Mr Repairman, your days are numbered!

The electronics repair trade is dying a slow death and with it hundreds of people who have been in the trade for years.

BENGALURU: When their phone is damaged or broken, people usually buy a new one rather than getting it repaired because, let’s face it, there is more value for money in replacing your phone.

However, this trend has not only lewd to the collapse of the electronics repair market but has rendered many associated with the trade to become “replacers” or explore other avenues.  

While on a vacation in the deserts of Dubai, Himadri Das lost hold of his camera and it fell into the sands. The jammed lens stopped zooming and the camera was rendered useless.

When he was back in the city, he approached many local repairing shops but the deals they offered were not fair. “They wouldn’t repair the camera because it is a painstaking work to filter out every spec of sand. The total cost was coming around Rs 5000,” says Himadri. “My camera was priced about the same, so I thought why should I repair it when I can buy  a whole new one.”

Now think about this very same situation, but in a time when our grandparents were young. They would painstakingly try and get every grain of sand out of the camera and get it repaired, adds Himadri. “Since 2000, the dynamics of the economy has changed. Now electronic machines are use -and-throw products not use-and-repair ones,” he says.

Manufacturing  monopoly

Nerris D Cruz is an expert in repairing electronics and electrical products. He has 15 years of experience. He talks of   the transition he has witnessed in the repair market. When Nerris started his training in repairing, charges were as low as Rs 10 to fix a Rs 5,000 product. Today, the cost of repair is equal to the price of the product itself, he says.

“Repairing was easy then. All products came with a circuit diagrams and every spare part was available in the market,” says Nerris. Now it is different. Taking the example of a washing machine that he is currently fixing, he says. “It has a problem with the electronic panel. As I opened the panel, I figured that there is a plastic base which was making it impossible for me to remove the component... I could investigate the root of the problem,” says Nerris. He has to buy and replace the product with a new electronic panel altogether, he adds.
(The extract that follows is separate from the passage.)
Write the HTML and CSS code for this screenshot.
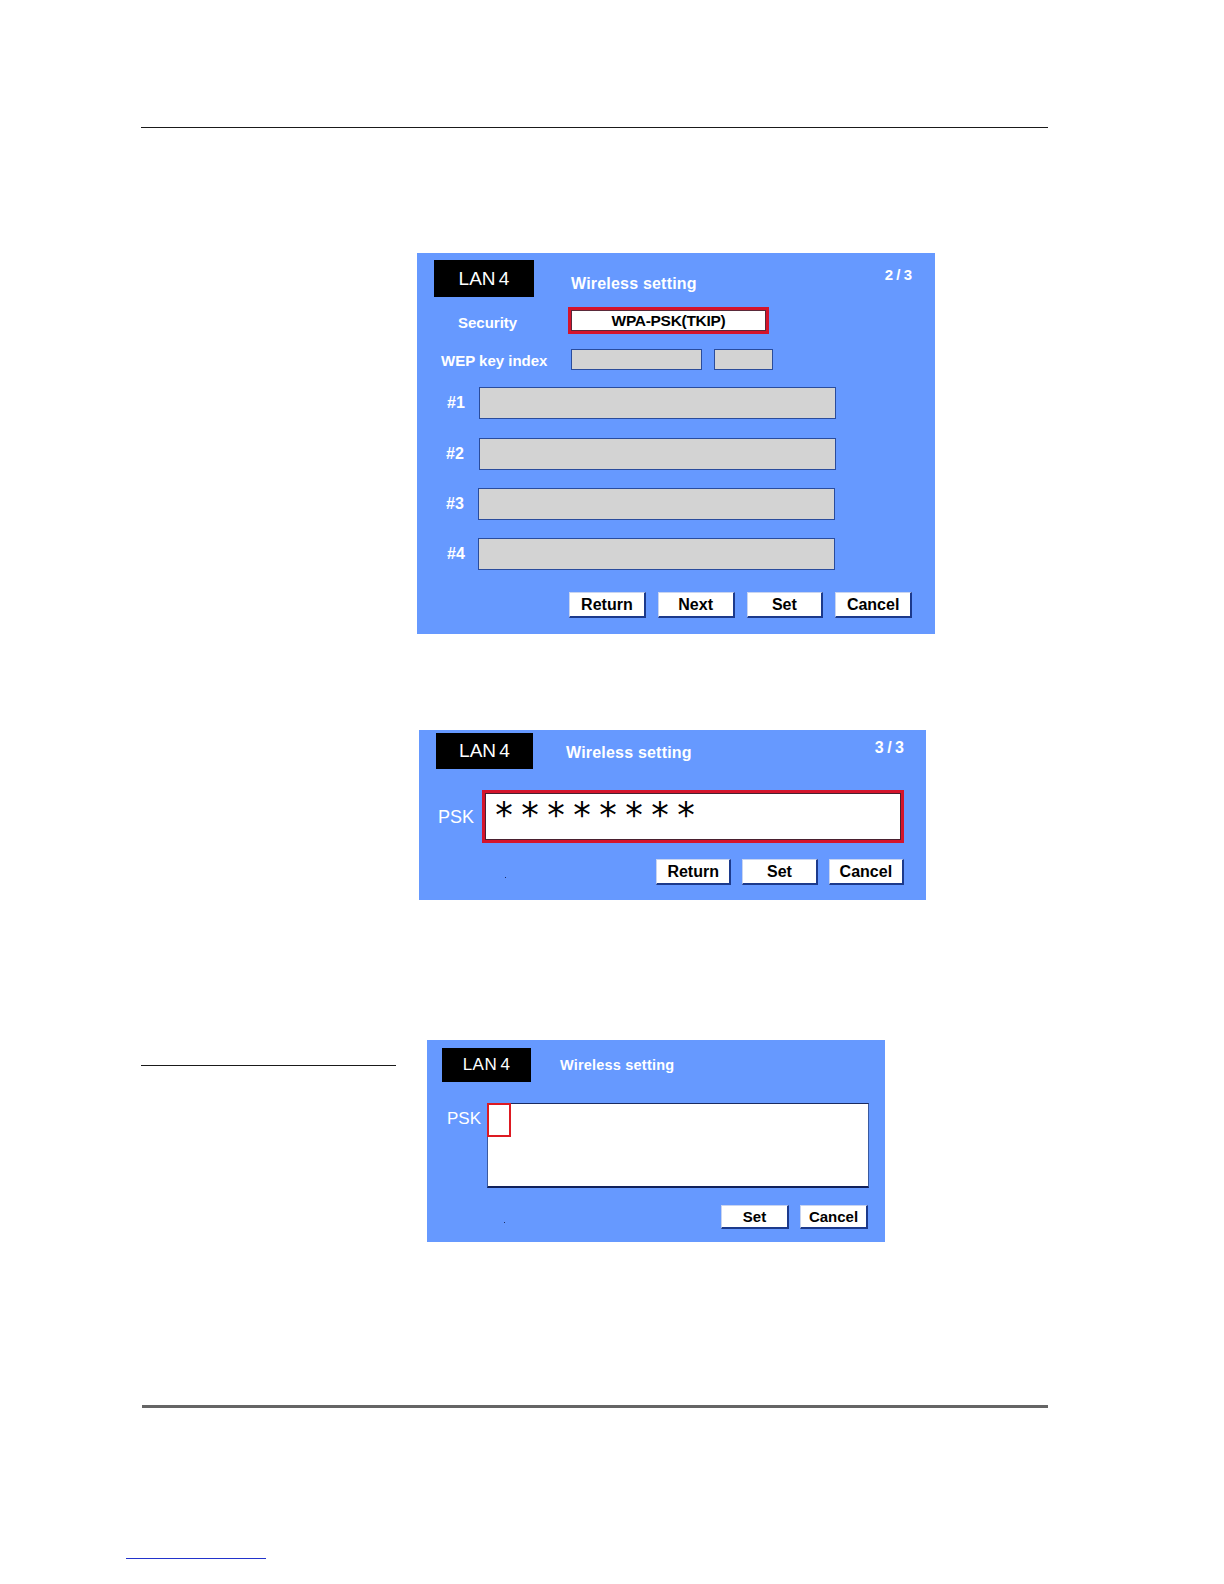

“If you see the problem today, it is a difficult task to even open the product because the manufacturers would not want it to be repaired so that they can sell more,” Nerris says. The only solution would be if people start raising their voices against this ploy of manufacturing companies. “A single product repaired can reduce our carbon footprint,” he adds.

One of the other reasons why repairing is expensive is because the repairers are forced to replace the product when parts are not available and, added to that, is the labour cost.

Turning the tide, one cafe at a time

“We are fighting to get back the dying trade of repairing,” says Purna Sarkar, co-founder of the Repair Cafe Bengaluru. The organisation has hosted about 12 pop-up recycling workshops and training in the city since 2015. “Recently I went to small repairing shops in Shivaji Nagar and I found out that that the generations of repairers have subdued,” she says. “There was this one person whose father was into repairing electrical products. He moved on to the automobile industry because this, at least, has a future,” she adds. 

While our old TVs had ample places where they could be repaired, present day LED TVs are use and throw product, she says. Purna started the organisation along with a few of her friends who were also homemakers like her. Michael D’souza was in the repairing business for 25 years. It has been four years since he moved to teaching. He teaches music lessons as he says repairing, as a profession, was getting harder each day. “I was mostly into washing machines,” says the 50-year-old. “Then it got harder each day to access the washing machine parts and secondly, the company had their own engineers to fix the product that came along with warranties,” he shares.